As far as paintings at the Neue Galerie go, there are not enough—eight, all told; Hope II (Vision) (1907–1908), a pregnant woman in profile between two slabs of flecked gold, hangs on the third floor in a reconstruction of one of Klimt’s studios—to show the curve of a career. Most of his best pre–Golden Style paintings, such as the luminously tense and feathery portrait of Sonja Knips (1898), are still in Vienna; some, like Schubert at the Piano (1898–1899) were destroyed or lost during the war. The Neue Galerie owns two large-scale portraits and two interesting studies of female heads, but none of the lush aquatic fantasies—Moving Water (1898); Nixies (Silver Fish) (circa 1899); Goldfish (1901–1902); Water Serpents I and II (both 1904–1907)—whereby Klimt illustrated his scandalous enthusiasm for Darwin’s theory of evolution.

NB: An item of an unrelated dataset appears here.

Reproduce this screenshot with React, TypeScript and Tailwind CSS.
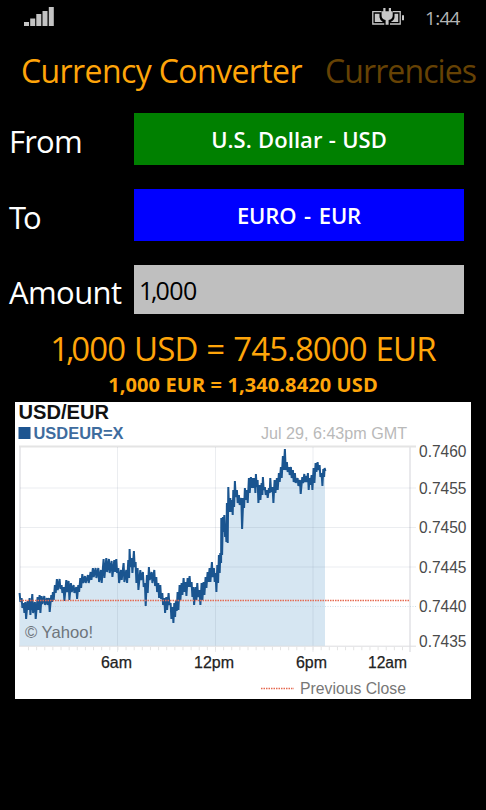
const UI_FONT = "font-['Open_Sans','Noto_Sans',sans-serif]";

// each sample is [x, high, low]
const SERIES: number[][] = [
  [20, 593, 602], [22, 598, 608], [24, 603, 613], [25.7, 602, 619], [28, 601, 610], [30, 598, 615],
  [32.7, 594, 613], [35.3, 602, 619], [38, 597, 610], [40, 595, 613], [42, 596, 604], [44.7, 596, 605],
  [47.3, 598, 605], [49.3, 598, 612], [51.7, 595, 602], [53.3, 592, 600], [55.3, 585, 593], [57.3, 579, 590],
  [60, 579, 589], [62, 585, 593], [64, 587, 601], [66.7, 580, 592], [69, 581, 600], [71.3, 583, 592],
  [74, 585, 593], [76.7, 587, 599], [78.7, 585, 592], [80.7, 578, 588], [82.7, 574, 583], [85.3, 576, 583],
  [88.3, 575, 583], [91, 572, 580], [93.3, 568, 577], [96, 568, 578], [98.7, 568, 582], [101.3, 570, 583],
  [104, 559, 578], [106.7, 558, 572], [109.3, 559, 573], [112, 561, 577], [114.7, 560, 572], [116.7, 559, 573],
  [118.7, 568, 583], [121.3, 570, 580], [124, 563, 582], [126.7, 570, 583], [128.7, 560, 578], [130, 549, 567],
  [132, 558, 573], [134.3, 551, 567], [136, 562, 583], [138, 568, 590], [140.7, 570, 580], [143.3, 572, 587],
  [145.3, 583, 606], [147.3, 575, 593], [149.3, 567, 580], [152, 572, 583], [154.7, 570, 586], [156.7, 577, 592],
  [158.7, 583, 598], [160.7, 585, 599], [162.7, 593, 605], [164.7, 598, 613], [166.7, 597, 610], [169, 593, 605],
  [171, 603, 619], [173, 607, 623], [174.7, 603, 617], [176.3, 600, 611], [178, 592, 610], [180, 585, 600],
  [182, 583, 595], [184, 578, 592], [186, 582, 596], [188, 578, 587], [190, 576, 587], [192, 582, 597],
  [193.7, 587, 605], [196, 587, 600], [197.7, 583, 597], [200, 590, 605], [202, 583, 600], [204, 582, 595],
  [206, 577, 588], [208, 572, 582], [210, 568, 582], [212.3, 562, 577], [214.3, 568, 582], [216, 573, 592],
  [217.7, 565, 583], [219.3, 555, 573], [220.7, 553, 563], [221.7, 518, 555], [223.3, 517, 532], [224.7, 515, 537],
  [226, 525, 542], [227.3, 503, 543], [228.7, 487, 512], [230.7, 498, 512], [232.3, 500, 515], [233.7, 490, 507],
  [235.3, 481, 497], [237.3, 490, 503], [239.3, 495, 505], [241.7, 498, 529], [243.7, 498, 508], [245.3, 488, 500],
  [247.3, 490, 503], [249.3, 478, 493], [251.3, 477, 488], [253.3, 478, 488], [255, 478, 493], [256.3, 474, 487],
  [258, 480, 503], [260, 485, 500], [262, 483, 495], [263.3, 477, 490], [265.3, 487, 495], [267.3, 490, 498],
  [269.3, 488, 493], [270.7, 478, 492], [273, 487, 503], [275, 480, 493], [277.3, 478, 490], [279.3, 473, 482],
  [281.3, 467, 478], [283.3, 456, 470], [285.3, 449, 470], [287.3, 462, 472], [289.3, 467, 475], [291.3, 467, 478],
  [293.3, 470, 482], [295.3, 473, 483], [298, 478, 486], [300.3, 480, 494], [302.7, 477, 483], [304.7, 474, 482],
  [306.7, 476, 482], [308.3, 473, 490], [310, 478, 485], [312, 475, 490], [314, 468, 483], [316, 463, 472],
  [318, 462, 470], [320, 465, 477], [322, 473, 486], [323.7, 469, 477], [325, 468, 471],
];

const LINE = SERIES.map(([x, hi, lo], i) => `${i ? "L" : "M"}${x - 0.4} ${hi}L${x + 0.4} ${lo}`).join("");
const AREA = `M20 646${SERIES.map(([x, hi, lo]) => `L${x} ${(hi + lo) / 2}`).join("")}V646Z`;

const RATES = [
  { label: "0.7460", line: 447, y: 457 },
  { label: "0.7455", line: 488, y: 493.5 },
  { label: "0.7450", line: 527.5, y: 533 },
  { label: "0.7445", line: 567, y: 572.5 },
  { label: "0.7440", line: 606.5, y: 612 },
  { label: "0.7435", line: 646, y: 647 },
];

const HOURS = [
  { label: "6am", x: 101, w: 31 },
  { label: "12pm", x: 194, w: 40 },
  { label: "6pm", x: 296, w: 31 },
  { label: "12am", x: 368, w: 39 },
];

function Signal() {
  return (
    <svg width="30" height="20" viewBox="0 0 30 20" fill="#c4c4c4">
      <path d="M0 15h5v4H0zM6.2 11.5h5V19h-5zM12.3 7h5v12h-5zM18.5 4h5v15h-5zM24.8 0h5v19h-5z" />
    </svg>
  );
}

function Battery() {
  return (
    <svg width="33" height="19" viewBox="0 0 33 19">
      <path d="M9.500 4.700H.8v12.300h11.500M18 17h10.200V4.700h-7.200" fill="none" stroke="#c8c8c8" strokeWidth="1.300" />
      <path d="M2.800 6.800H7.500v3.500q.3 3 3.400 4.700H2.800zM22.500 6.800h3.700V15h-7.500q3.500-1.500 3.800-4.700zM30 8.300h2v5h-2z" fill="#c8c8c8" />
      <path d="M11.300 1h2.200v3.300h3.300V1H19v3.300h1.700v4.500q0 3.500-4.100 4.200v4.800h-3V13q-4-.7-4-4.200V4.300h1.700z" fill="#c8c8c8" />
    </svg>
  );
}

function RateChart() {
  return (
    <svg className="block" width="456" height="297" viewBox="15 402 456 297" fontFamily="Liberation Sans, Arial, sans-serif">
      <rect x="15" y="402" width="456" height="297" fill="#fff" />
      <text x="18.500" y="418.700" fontSize="19.500" fontWeight="700" fill="#111" textLength="90.500" lengthAdjust="spacingAndGlyphs">USD/EUR</text>
      <rect x="18.500" y="427" width="12" height="12" fill="#1c5490" />
      <text x="33.500" y="438.700" fontSize="17" fontWeight="700" fill="#3e6c9e" textLength="90" lengthAdjust="spacingAndGlyphs">USDEUR=X</text>
      <text x="261" y="438.700" fontSize="17" fill="#b9b9b9" textLength="146" lengthAdjust="spacingAndGlyphs">Jul 29, 6:43pm GMT</text>

      <path d="M20 446V646M410 446V652" stroke="#e2e2e6" strokeWidth="1.500" />
      <path d="M19 446.500H416" stroke="#e4e4e4" strokeWidth="1.800" />
      <path d={AREA} fill="#d6e6f2" />
      <path d="M117.500 447V652M215.500 447V652M313 447V652" stroke="#63738c" strokeOpacity=".13" />
      {RATES.slice(1, 4).map((r) => (
        <path key={r.label} d={`M20 ${r.line}H416`} stroke="#63738c" strokeOpacity=".13" />
      ))}
      <path d="M20 606.500H416" stroke="#b9d0dc" strokeOpacity=".7" strokeDasharray="1 1.500" />
      <path d="M19 646.200H416" stroke="#dcdcdf" />
      <path d="M28 648.500H410" stroke="#e4e4e4" strokeWidth="3.500" strokeDasharray="1 7.130" />
      <path d={LINE} fill="none" stroke="#1a5590" strokeWidth="2" strokeLinejoin="bevel" />
      <path d="M20 600.500H410" stroke="#e5684f" strokeWidth="1.300" strokeDasharray="1.500 1" />

      {RATES.map((r) => (
        <text key={r.label} x="419" y={r.y} fontSize="16.500" fill="#4a4a4a" textLength="47.500" lengthAdjust="spacingAndGlyphs">{r.label}</text>
      ))}
      {HOURS.map((h) => (
        <text key={h.label} x={h.x} y="668" fontSize="16" fill="#222" stroke="#222" strokeWidth=".25" textLength={h.w} lengthAdjust="spacingAndGlyphs">{h.label}</text>
      ))}
      <text x="25" y="637.500" fontSize="16.500" fill="#6e757b" textLength="68" lengthAdjust="spacingAndGlyphs">© Yahoo!</text>
      <path d="M261 688.500H294" stroke="#e5684f" strokeWidth="1.300" strokeDasharray="1.500 1" />
      <text x="300" y="694" fontSize="16.500" fill="#777" textLength="106" lengthAdjust="spacingAndGlyphs">Previous Close</text>
    </svg>
  );
}

export default function App() {
  return (
    <div className={`w-[486px] h-[810px] overflow-hidden bg-black text-white whitespace-nowrap ${UI_FONT}`}>
      <div className="flex h-9 items-start pt-[7px] pl-6 pr-[25px]">
        <Signal />
        <div className="ml-auto flex">
          <Battery />
          <span className="ml-5 w-9 text-[19px] leading-[22px] tracking-[-0.7px] text-[#b4b4b4]">1:44</span>
        </div>
      </div>

      <div className="flex h-[77px] items-start pt-3 pl-[21px] text-[32px] leading-[46px] text-[#ffa50a]">
        <h1 className="w-[304px] tracking-[-0.6px]">Currency Converter</h1>
        <span className="tracking-[-0.9px] text-[#664204]">Currencies</span>
      </div>

      <div className="flex flex-col gap-6 pl-[9px] pr-[22px]">
        <div className="flex h-[52px] items-center">
          <label className="w-[125px] pt-1 text-[31px] leading-none tracking-[-0.8px]">From</label>
          <button className="h-full flex-1 bg-[#008000] text-[22px] font-semibold tracking-[0.05px] [word-spacing:0.5px]">U.S. Dollar - USD</button>
        </div>
        <div className="flex h-[52px] items-center">
          <label className="w-[125px] pt-1 text-[31px] leading-none tracking-[-3px]">To</label>
          <button className="h-full flex-1 bg-[#0000ff] text-[22px] font-semibold tracking-[-0.1px] [word-spacing:2px]">EURO - EUR</button>
        </div>
        <div className="flex h-[49px] items-center">
          <label className="w-[125px] pt-1.5 text-[31px] leading-none tracking-[-0.6px]">Amount</label>
          <div className="flex h-full flex-1 items-center bg-[#bfbfbf] pl-[5px] pt-[3px] text-[25px] tracking-[-0.5px] text-black">
            <span className="tracking-[-2.2px]">1,</span>000
          </div>
        </div>
      </div>

      <div className="h-[88px] pt-[13px] text-center text-[#ffa50a]">
        <p className="text-[33px] leading-[44px] tracking-[-0.9px] [word-spacing:1.2px]">
          <span className="tracking-[-3.2px]">1,</span>000 USD = 745.8000 EUR
        </p>
        <p className="pt-px text-[20px] leading-[26px] font-bold tracking-[0.1px]">1,000 EUR = 1,340.8420 USD</p>
      </div>
      <div className="pl-[15px]">
        <RateChart />
      </div>
    </div>
  );
}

His controversial murals defy importation, but a large three-part reproduction of his casein-on-stucco Beethoven Frieze (1902) more than satisfies our appetite for Art Nouveau symbolification. The main panel contains three nude gorgons (Sickness, Mania, and Death), three personified sins (Licentiousness, Intemperance, and Indecency), a cartoon gorilla representing the ancient Greek evil giant Typhon, a human male and female embracing within a transparent amniotic sack, an octopus, and semi-abstract forms that represent primitive organisms and/or evolving geometric order. All this, and allusions to Goethe, too.

The Neue Galerie was founded, on the strength of one man’s passion and fortune, to give a presence, along Manhattan’s Museum Row, to German and Austrian art, particularly that of the early twentieth century. The newly acquired Klimt, notorious for its purchase price, makes, with its attendant exhibition, the requisite stir, and impressively sustains the mission.